Mr Sunak also sought to stress his decision to quit Mr Johnson's government as a sign he acts according to his principles while Ms Truss stressed her loyalty to her current boss.
In a rare sign of harmony, both candidates said they would want the other to be involved in their government although allies of Ms Truss were reported to have said Mr Sunak had demonstrated "aggressive mansplaining and shouty private school behaviour" during the debate.
A snap poll by Opinium, based on a sample of 1,032 voters, found 39% believed Mr Sunak had performed best compared to 38% for Ms Truss.
The studio audience in Stoke was made up entirely of people who voted Conservative at the last general election and applauded more often for Mr Sunak.
With postal ballots set to arrive on Tory members' doorsteps by August 5, Mr Sunak was under pressure to use the BBC debate and another hosted by TalkTV and the Sun on Tuesday to make an early breakthrough.
The pair clashed on the BBC after a weekend that saw allies of the two Tory leadership hopefuls trade increasingly personal attacks.
And there was no sign of that slowing as the debate opened on the economy.

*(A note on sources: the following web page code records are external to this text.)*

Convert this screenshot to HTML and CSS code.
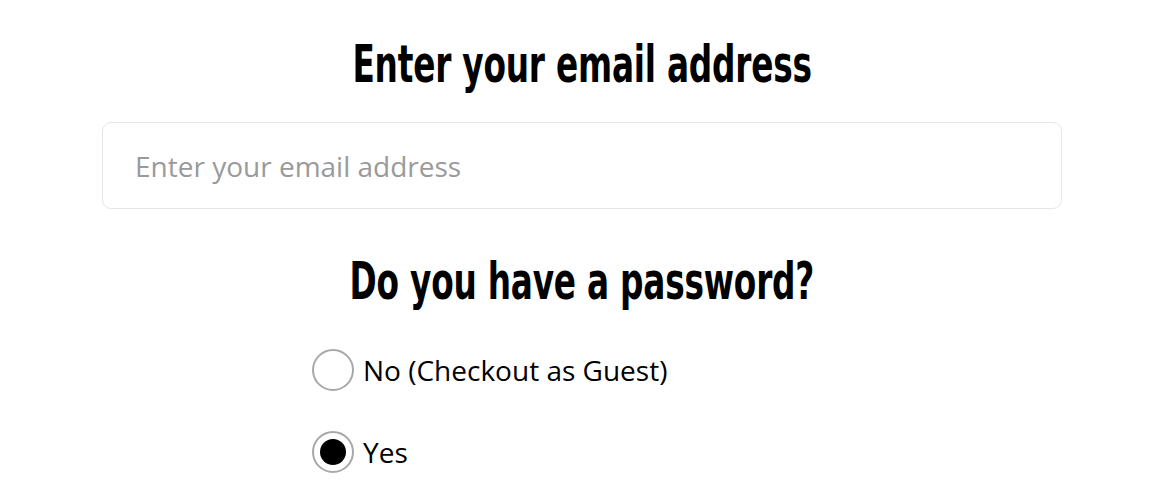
FILE: index.html
```html
<!DOCTYPE html>
<html lang="en">
<head>
<meta charset="utf-8">
<title>Checkout</title>
<link rel="stylesheet" href="styles.css">
</head>
<body>
<main class="checkout">
  <h2 class="title">Enter your email address</h2>
  <input class="email" type="email" placeholder="Enter your email address">
  <h2 class="title title-second">Do you have a password?</h2>
  <div class="options">
    <label class="option">
      <span class="radio"></span>
      <span class="option-text">No (Checkout as Guest)</span>
    </label>
    <label class="option">
      <span class="radio checked"></span>
      <span class="option-text">Yes</span>
    </label>
  </div>
</main>
</body>
</html>
```
FILE: styles.css
```css
html, body {
  margin: 0;
  padding: 0;
  background: #fff;
}
body {
  font-family: "Open Sans", "Liberation Sans", sans-serif;
  color: #000;
}
.checkout {
  width: 960px;
  margin-left: 102px;
  padding-top: 29px;
  display: flex;
  flex-direction: column;
  align-items: center;
}
.title {
  margin: 0;
  font-family: "DejaVu Sans Condensed", "Liberation Sans", sans-serif;
  font-weight: 700;
  font-size: 52px;
  line-height: 70px;
  letter-spacing: -0.3px;
  color: #000;
  white-space: nowrap;
  transform: scaleX(0.7);
}
.email {
  box-sizing: border-box;
  width: 960px;
  height: 87px;
  margin-top: 23px;
  padding: 0 32px;
  border: 1px solid #e6e6e6;
  border-radius: 9px;
  font-family: "Open Sans", sans-serif;
  font-size: 28px;
  color: #333;
  outline: none;
}
.email::placeholder {
  color: #9a9a9a;
}
.title-second {
  margin-top: 37px;
}
.options {
  width: 540px;
  display: flex;
  flex-direction: column;
  gap: 40px;
  margin-top: 33px;
}
.option {
  display: flex;
  align-items: center;
  gap: 9px;
}
.radio {
  box-sizing: border-box;
  width: 42px;
  height: 42px;
  border: 2px solid #a8a8a8;
  border-radius: 50%;
  display: flex;
  align-items: center;
  justify-content: center;
  flex: none;
}
.radio.checked::after {
  content: "";
  width: 26px;
  height: 26px;
  border-radius: 50%;
  background: #000;
}
.option-text {
  font-size: 28px;
  line-height: 38px;
}
```
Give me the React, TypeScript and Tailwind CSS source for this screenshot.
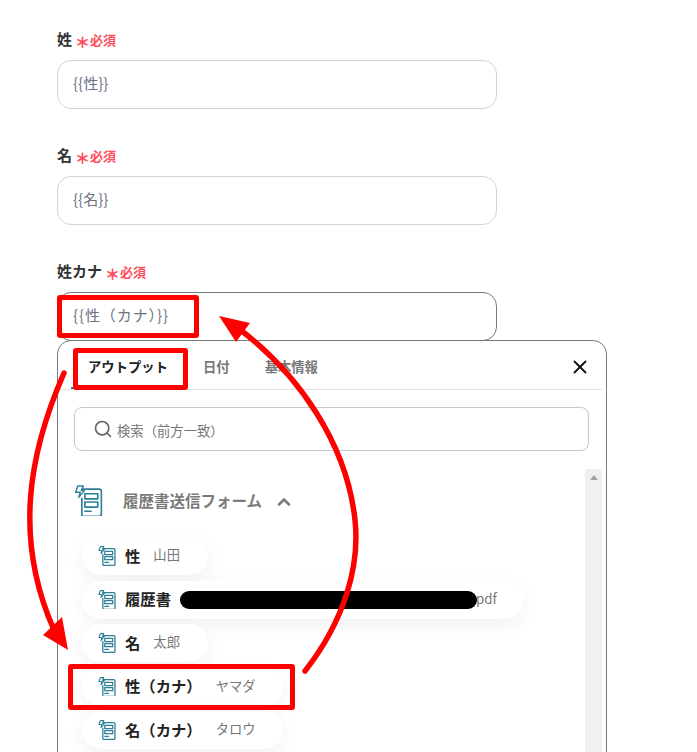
import React from 'react';
import { ChevronUp, Search, X } from 'lucide-react';

const FormIcon = ({ size, stroke = 1.6 }: { size: number; stroke?: number }) => (
    <svg width={size} height={size * 1.1} viewBox="0 0 28 31" fill="none" stroke="#2f7f96" strokeWidth={stroke} strokeLinejoin="round" strokeLinecap="round">
        <path d="M8 4h16.5a2 2 0 0 1 2 2v22.5a2 2 0 0 1-2 2H9.5a2 2 0 0 1-2-2V13" />
        <path d="M3.5 1h5.5L7 5.5h3L4.5 12l1.5-5H1.5z" strokeWidth={stroke * 0.85} />
        <rect x="10.5" y="8.5" width="12.5" height="5" />
        <rect x="10.5" y="16.5" width="12.5" height="5" />
        <path d="M10.5 25.5h6" />
    </svg>
);

const Field = ({ label, value, active }: { label: string; value: string; active?: boolean }) => (
    <div>
        <div className="flex items-center h-5 gap-[3px] -translate-y-px">
            <span className="text-[15px] font-bold text-[#333333]">{label}</span>
            <span className="text-[15px] font-black text-[#ff4d5e] leading-none mt-[4px]">＊</span>
            <span className="text-[13px] font-bold text-[#ff4d5e] -ml-[3px] mt-[1px]">必須</span>
        </div>
        <div className={`mt-[10px] w-[440px] h-[49px] rounded-[14px] border flex items-center px-[15px] text-[15px] text-[#6b7280] ${active ? 'border-[#7a7a7a] tracking-[0.9px]' : 'border-[#d1d5db]'}`}>
            <span className="-translate-y-px">{value}</span>
        </div>
    </div>
);

const Pill = ({ name, value, gap, width }: { name: string; value: string; gap: string; width: string }) => (
    <div className={`flex items-center h-[38px] mb-[5.5px] pl-[16px] rounded-full bg-white shadow-[0_6px_20px_rgba(0,0,0,0.06)] ${width}`}>
        <FormIcon size={18} stroke={2} />
        <span className="ml-[9px] text-[15.33px] font-bold text-[#222222] whitespace-nowrap -translate-y-px">{name}</span>
        <span className={`text-[13.33px] text-[#777777] whitespace-nowrap -translate-y-px ${gap}`}>{value}</span>
    </div>
);

export default function App() {
    return (
        <div className="relative w-[697px] h-[752px] overflow-hidden bg-white font-['Noto_Sans_CJK_JP',sans-serif]">
            <div className="pl-[57px] pt-[30px]">
                <div className="flex flex-col gap-[37px]">
                    <Field label="姓" value="{{性}}" />
                    <Field label="名" value="{{名}}" />
                    <Field label="姓カナ" value="{{性（カナ）}}" active />
                </div>

                {/* Output picker */}
                <div className="-mt-px w-[550px] h-[500px] border border-[#7a7a7a] rounded-t-[14px] bg-white">
                    <div className="relative flex items-center h-[49px] pt-[3px] mr-[4px] border-b border-[#e2e2e2] text-[13.33px] font-bold text-[#777777]">
                        <span className="ml-[30px] text-[#222222]">アウトプット</span>
                        <span className="ml-[35px]">日付</span>
                        <span className="ml-[35px]">基本情報</span>
                        <X className="absolute right-[11px] top-[15px] w-[22px] h-[22px] text-[#111111]" strokeWidth={2} />
                        <span className="absolute left-[13px] bottom-0 w-[100px] h-[2px] bg-[#2f7f96]" />
                    </div>
                    <div className="mt-[17px] mx-[16px] h-[44px] w-[515px] rounded-[8px] border border-[#c8c8c8] flex items-center pl-[18px] text-[13.33px] text-[#777777]">
                        <Search className="w-[20px] h-[20px] text-[#666666]" strokeWidth={2} />
                        <span className="ml-[4px] mt-[3px]">検索（前方一致）</span>
                    </div>
                    <div className="mt-[18px] flex">
                        <div className="flex-1">
                            <div className="flex items-center ml-[16px] mt-[15px] h-[33px]">
                                <FormIcon size={29} />
                                <span className="ml-[20px] mt-[1px] text-[15.5px] font-bold text-[#7a7a7a]">履歴書送信フォーム</span>
                                <ChevronUp className="ml-[12px] mt-[2px] w-[20px] h-[20px] text-[#7a7a7a]" strokeWidth={3} />
                            </div>
                            <div className="mt-[20px] ml-[24px]">
                                <Pill name="性" value="山田" gap="ml-[13px]" width="w-[126px]" />
                                <div className="flex items-center h-[38px] mb-[5.5px] pl-[16px] w-[442px] rounded-full bg-white shadow-[0_6px_20px_rgba(0,0,0,0.06)]">
                                    <FormIcon size={18} stroke={2} />
                                    <span className="ml-[9px] text-[15.33px] font-bold text-[#222222] -translate-y-px">履歴書</span>
                                    <span className="ml-[9px] w-[297px] h-[18px] rounded-full bg-black" />
                                    <span className="-ml-[1px] text-[13.33px] text-[#777777] -translate-y-px">pdf</span>
                                </div>
                                <Pill name="名" value="太郎" gap="ml-[13px]" width="w-[126px]" />
                                <Pill name="性（カナ）" value="ヤマダ" gap="ml-[14px]" width="w-[201px]" />
                                <Pill name="名（カナ）" value="タロウ" gap="ml-[14px]" width="w-[201px]" />
                            </div>
                        </div>
                        <div className="w-[17px] mr-[4px] h-[400px] bg-[#f0f0f0] flex justify-center pt-[6px]">
                            <div className="w-0 h-0 border-x-[4px] border-x-transparent border-b-[5px] border-b-[#a3a3a3]" />
                        </div>
                    </div>
                </div>
            </div>

            {/* Red annotations over the page */}
            <div className="absolute left-[57px] top-[295px] w-[142px] h-[43px] border-[5px] border-[#ff0000] rounded-[3px]" />
            <div className="absolute left-[73px] top-[348px] w-[115px] h-[42px] border-[5px] border-[#ff0000] rounded-[3px]" />
            <div className="absolute left-[68px] top-[664px] w-[227px] h-[46px] border-[5px] border-[#ff0000] rounded-[3px]" />
            <svg className="absolute left-0 top-0 pointer-events-none" width="697" height="752" fill="none">
                <path d="M64 373C28 455 14 540 54 630" stroke="#ff0000" strokeWidth="5.5" strokeLinecap="round" />
                <path d="M68 650L43 635L62 617Z" fill="#ff0000" />
                <path d="M305 671C345 620 360 565 355 520C347 445 300 375 238 328" stroke="#ff0000" strokeWidth="5.5" strokeLinecap="round" />
                <path d="M219 316L250 323L236 342Z" fill="#ff0000" />
            </svg>
        </div>
    );
}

Ms Truss said she would put an economic growth plan in place "immediately" if she becomes prime minister, along with imposing a temporary moratorium on the green energy levy.
The increase in national insurance would also be reversed, Ms Truss said.
Mr Sunak said he would like to make sure that his government "always" has policies in place to support through the cost-of-living crisis.
Ms Truss said her plans would see the government start paying down the debt in three years' time, with Mr Sunak countering: "You've promised over £40 billion of unfunded tax cuts - £40 billion more borrowing.
"That is the country's credit card and it's our children and grandchildren, everyone here's kids will pick up the tab for that.
"There's nothing Conservative about it."
Ms Truss later said: "No other country is putting up taxes at this moment, the OECD has described Rishi's policies as contractionary.
"What does contractionary mean? It means it will lead to a recession.
"We know what happens when there's a recession."
Mr Sunak spoke over Ms Truss and warned inflation was a problem in the 1980s and it is a "problem we have now", adding: "Liz, your plans, your own economic adviser has said that will lead to mortgage interest rates going up to 7%, can you imagine what that's going to do for everyone here and everyone watching, that's thousands of pounds on their mortgage bill?
"It's going to tip millions of people into misery and it's going to mean we have absolutely no chance of winning the next election either."
Ms Truss highlighted Mr Sunak wants to raise corporation tax this autumn at a time of a "global economic crisis".
She later said: "This Chancellor has raised taxes to the highest rate in 70 years and we're now predicted a recession. The truth is in the figures."
Ms Truss later described herself as "naturally a thrifty person" when asked about ways to help tackle climate change.
She also said she would not give Mr Sunak fashion advice, describing him as a "very well-dressed man", when asked about criticism made by Culture Secretary Nadine Dorries about his expensive taste in clothing.
Ms Truss was also asked about her suggestion that her comprehensive school background would make her a better prime minister.
Mr Sunak said he was "certainly not going to apologise" for his parents working hard to send him to a private school, with Ms Truss replying: "Winchester is a very, very good school, and I would love people for right across the country to have the opportunity to go to a school like that."
The debate came just hours after a Conservative peer claimed Boris Johnson "does not want to resign" and "wished that he could carry on" as Prime Minister.
Lord Cruddas of Shoreditch, a former Conservative Party treasurer, said the comments were made to him by Mr Johnson over lunch at Chequers on Friday.
A Number 10 spokeswoman said: "The Prime Minister has resigned as party leader and set out his intention to stand down as PM when the new leader is in place."
Both candidates ruled out a job for Mr Johnson in their cabinet, with Ms Truss saying she believes he "needs a well-earned break" before eventually adding: "I am sure he will have a role, I am sure he will be vocal but he will not be part of the government."
Mr Sunak was more direct in his reply by saying: "The simple answer for me is no."
Labour MP Shabana Mahmood, the party's national campaign co-ordinator, said: "These two continuity candidates gave their now familiar chorus of unfunded spending promises, bitter attacks, and a trashing of the Tories' 12 years in government."
A Liberal Democrat spokesperson delivered a one-word statement, stating: "Eurgh."